----- Data segment
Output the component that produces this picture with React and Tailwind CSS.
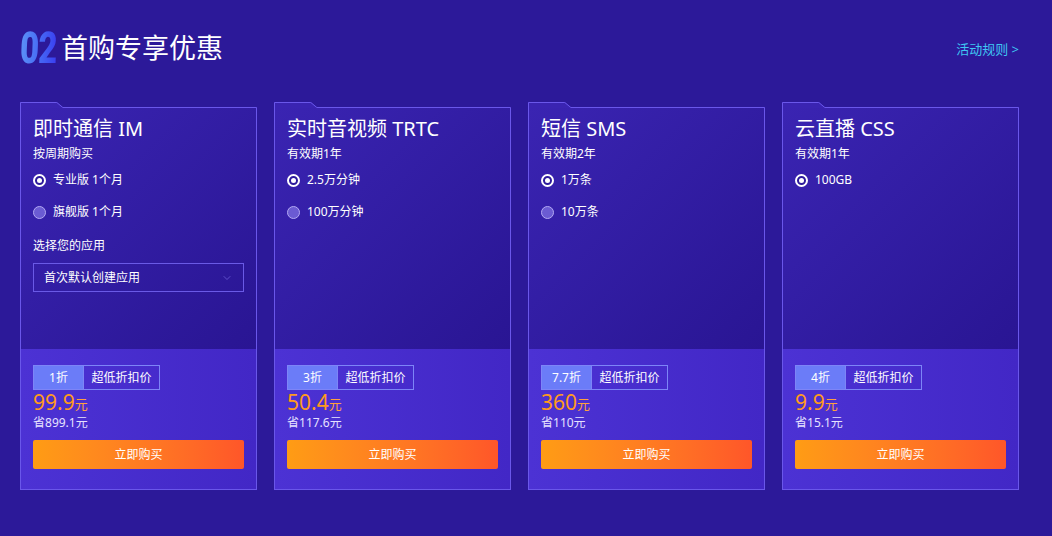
import { ChevronDown } from 'lucide-react';

const cards = [
  {
    title: '即时通信 IM',
    sub: '按周期购买',
    options: ['专业版 1个月', '旗舰版 1个月'],
    select: true,
    discount: '1折',
    price: '99.9',
    save: '899.1',
  },
  {
    title: '实时音视频 TRTC',
    sub: '有效期1年',
    options: ['2.5万分钟', '100万分钟'],
    discount: '3折',
    price: '50.4',
    save: '117.6',
  },
  {
    title: '短信 SMS',
    sub: '有效期2年',
    options: ['1万条', '10万条'],
    discount: '7.7折',
    price: '360',
    save: '110',
  },
  {
    title: '云直播 CSS',
    sub: '有效期1年',
    options: ['100GB'],
    discount: '4折',
    price: '9.9',
    save: '15.1',
  },
];

function Radio({ checked, label }) {
  return (
    <div className="flex items-center h-4">
      {checked ? (
        <span className="w-[13px] h-[13px] rounded-full border-2 border-white flex items-center justify-center bg-[#2d1a9c]">
          <span className="w-[5px] h-[5px] rounded-full bg-white" />
        </span>
      ) : (
        <span className="w-[13px] h-[13px] rounded-full border border-[#b3a9f3] bg-[#6b5bd3]" />
      )}
      <span className="ml-[7px] text-[12px] leading-4 text-white">{label}</span>
    </div>
  );
}

function Card({ c }) {
  return (
    <div className="w-[237px] flex flex-col">
      <svg width="237" height="6" className="block">
        <path d="M0 6 L0 0 L37 0 L43 5 L237 5 L237 6 Z" fill="#3a24b2" />
        <path
          d="M0.5 6 L0.5 0.5 L36.8 0.5 L42.8 5.5 L236.5 5.5 L236.5 6"
          fill="none"
          stroke="#6a57ea"
          strokeWidth="1"
        />
      </svg>
      <div className="border-x border-b border-[#6a57ea] flex flex-col">
        <div className="h-[241px] bg-linear-to-br from-[#3a24b2] to-[#291593] px-3 pt-[9px]">
          <div className="text-[20px] leading-6 text-white">{c.title}</div>
          <div className="mt-[5px] text-[12px] leading-4 text-white">{c.sub}</div>
          <div className="mt-[10px] flex flex-col gap-4">
            {c.options.map((o, i) => (
              <Radio key={o} checked={i === 0} label={o} />
            ))}
          </div>
          {c.select && (
            <>
              <div className="mt-[18px] text-[12px] leading-4 text-white">选择您的应用</div>
              <div className="mt-[9px] h-[29px] border border-[#6a5ae6] flex items-center justify-between pl-[10px] pr-[10px]">
                <span className="text-[12px] text-white">首次默认创建应用</span>
                <ChevronDown className="w-3 h-3 text-[#6f60da]" strokeWidth={1.5} />
              </div>
            </>
          )}
        </div>
        <div className="h-[140px] bg-linear-to-r from-[#4c32d4] to-[#4227c6] px-3 pt-[16px]">
          <div className="flex h-[25px] text-[12px] text-white">
            <div className="w-[51px] bg-[#6b7cf8] border border-[#7d85f7] flex items-center justify-center">
              {c.discount}
            </div>
            <div className="w-[76px] border border-l-0 border-[#7d85f7] flex items-center justify-center">
              超低折扣价
            </div>
          </div>
          <div className="mt-[2px] h-[20px] flex items-end text-[#ff9a1c]">
            <span className="text-[21px] leading-[20px]">{c.price}</span>
            <span className="text-[13px] leading-[16px] text-[#ffa13d]">元</span>
          </div>
          <div className="mt-[3px] text-[12px] leading-4 text-[#e6e2ff]">省{c.save}元</div>
          <button className="mt-[9px] w-full h-[29px] rounded-[2px] bg-linear-to-r from-[#ff9c14] to-[#ff5629] text-[12px] text-white">
            立即购买
          </button>
        </div>
      </div>
    </div>
  );
}

export default function App() {
  return (
    <div
      className="w-[1052px] h-[536px] bg-[#2c1999] pl-5 pt-[28px]"
      style={{ fontFamily: '"Noto Sans", "Noto Sans CJK SC", sans-serif' }}
    >
      <div className="w-[999px] flex items-center justify-between h-10">
        <div className="flex items-center">
          <span
            className="inline-block text-[44px] leading-10 font-black bg-linear-to-r from-[#5d92f7] to-[#3b3cf0] bg-clip-text text-transparent scale-x-[0.75] origin-left -skew-x-3 -mr-[12px] tracking-[-1px]"
            style={{ fontFamily: 'Roboto, sans-serif' }}
          >
            02
          </span>
          <span className="ml-[4px] text-[27px] leading-10 text-white">首购专享优惠</span>
        </div>
        <span className="mt-[3px] text-[13px] text-[#3fc6f2]">活动规则 &gt;</span>
      </div>
      <div className="mt-[34px] flex gap-[17px]">
        {cards.map((c) => (
          <Card key={c.title} c={c} />
        ))}
      </div>
    </div>
  );
}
----------
■ **Your task**:
Copy all the lines of data exactly as they appear, dropping any images.

■ **Result for this exercise**:
Output the component that produces this picture with React and Tailwind CSS.
import { ChevronDown } from 'lucide-react';

const cards = [
  {
    title: '即时通信 IM',
    sub: '按周期购买',
    options: ['专业版 1个月', '旗舰版 1个月'],
    select: true,
    discount: '1折',
    price: '99.9',
    save: '899.1',
  },
  {
    title: '实时音视频 TRTC',
    sub: '有效期1年',
    options: ['2.5万分钟', '100万分钟'],
    discount: '3折',
    price: '50.4',
    save: '117.6',
  },
  {
    title: '短信 SMS',
    sub: '有效期2年',
    options: ['1万条', '10万条'],
    discount: '7.7折',
    price: '360',
    save: '110',
  },
  {
    title: '云直播 CSS',
    sub: '有效期1年',
    options: ['100GB'],
    discount: '4折',
    price: '9.9',
    save: '15.1',
  },
];

function Radio({ checked, label }) {
  return (
    <div className="flex items-center h-4">
      {checked ? (
        <span className="w-[13px] h-[13px] rounded-full border-2 border-white flex items-center justify-center bg-[#2d1a9c]">
          <span className="w-[5px] h-[5px] rounded-full bg-white" />
        </span>
      ) : (
        <span className="w-[13px] h-[13px] rounded-full border border-[#b3a9f3] bg-[#6b5bd3]" />
      )}
      <span className="ml-[7px] text-[12px] leading-4 text-white">{label}</span>
    </div>
  );
}

function Card({ c }) {
  return (
    <div className="w-[237px] flex flex-col">
      <svg width="237" height="6" className="block">
        <path d="M0 6 L0 0 L37 0 L43 5 L237 5 L237 6 Z" fill="#3a24b2" />
        <path
          d="M0.5 6 L0.5 0.5 L36.8 0.5 L42.8 5.5 L236.5 5.5 L236.5 6"
          fill="none"
          stroke="#6a57ea"
          strokeWidth="1"
        />
      </svg>
      <div className="border-x border-b border-[#6a57ea] flex flex-col">
        <div className="h-[241px] bg-linear-to-br from-[#3a24b2] to-[#291593] px-3 pt-[9px]">
          <div className="text-[20px] leading-6 text-white">{c.title}</div>
          <div className="mt-[5px] text-[12px] leading-4 text-white">{c.sub}</div>
          <div className="mt-[10px] flex flex-col gap-4">
            {c.options.map((o, i) => (
              <Radio key={o} checked={i === 0} label={o} />
            ))}
          </div>
          {c.select && (
            <>
              <div className="mt-[18px] text-[12px] leading-4 text-white">选择您的应用</div>
              <div className="mt-[9px] h-[29px] border border-[#6a5ae6] flex items-center justify-between pl-[10px] pr-[10px]">
                <span className="text-[12px] text-white">首次默认创建应用</span>
                <ChevronDown className="w-3 h-3 text-[#6f60da]" strokeWidth={1.5} />
              </div>
            </>
          )}
        </div>
        <div className="h-[140px] bg-linear-to-r from-[#4c32d4] to-[#4227c6] px-3 pt-[16px]">
          <div className="flex h-[25px] text-[12px] text-white">
            <div className="w-[51px] bg-[#6b7cf8] border border-[#7d85f7] flex items-center justify-center">
              {c.discount}
            </div>
            <div className="w-[76px] border border-l-0 border-[#7d85f7] flex items-center justify-center">
              超低折扣价
            </div>
          </div>
          <div className="mt-[2px] h-[20px] flex items-end text-[#ff9a1c]">
            <span className="text-[21px] leading-[20px]">{c.price}</span>
            <span className="text-[13px] leading-[16px] text-[#ffa13d]">元</span>
          </div>
          <div className="mt-[3px] text-[12px] leading-4 text-[#e6e2ff]">省{c.save}元</div>
          <button className="mt-[9px] w-full h-[29px] rounded-[2px] bg-linear-to-r from-[#ff9c14] to-[#ff5629] text-[12px] text-white">
            立即购买
          </button>
        </div>
      </div>
    </div>
  );
}

export default function App() {
  return (
    <div
      className="w-[1052px] h-[536px] bg-[#2c1999] pl-5 pt-[28px]"
      style={{ fontFamily: '"Noto Sans", "Noto Sans CJK SC", sans-serif' }}
    >
      <div className="w-[999px] flex items-center justify-between h-10">
        <div className="flex items-center">
          <span
            className="inline-block text-[44px] leading-10 font-black bg-linear-to-r from-[#5d92f7] to-[#3b3cf0] bg-clip-text text-transparent scale-x-[0.75] origin-left -skew-x-3 -mr-[12px] tracking-[-1px]"
            style={{ fontFamily: 'Roboto, sans-serif' }}
          >
            02
          </span>
          <span className="ml-[4px] text-[27px] leading-10 text-white">首购专享优惠</span>
        </div>
        <span className="mt-[3px] text-[13px] text-[#3fc6f2]">活动规则 &gt;</span>
      </div>
      <div className="mt-[34px] flex gap-[17px]">
        {cards.map((c) => (
          <Card key={c.title} c={c} />
        ))}
      </div>
    </div>
  );
}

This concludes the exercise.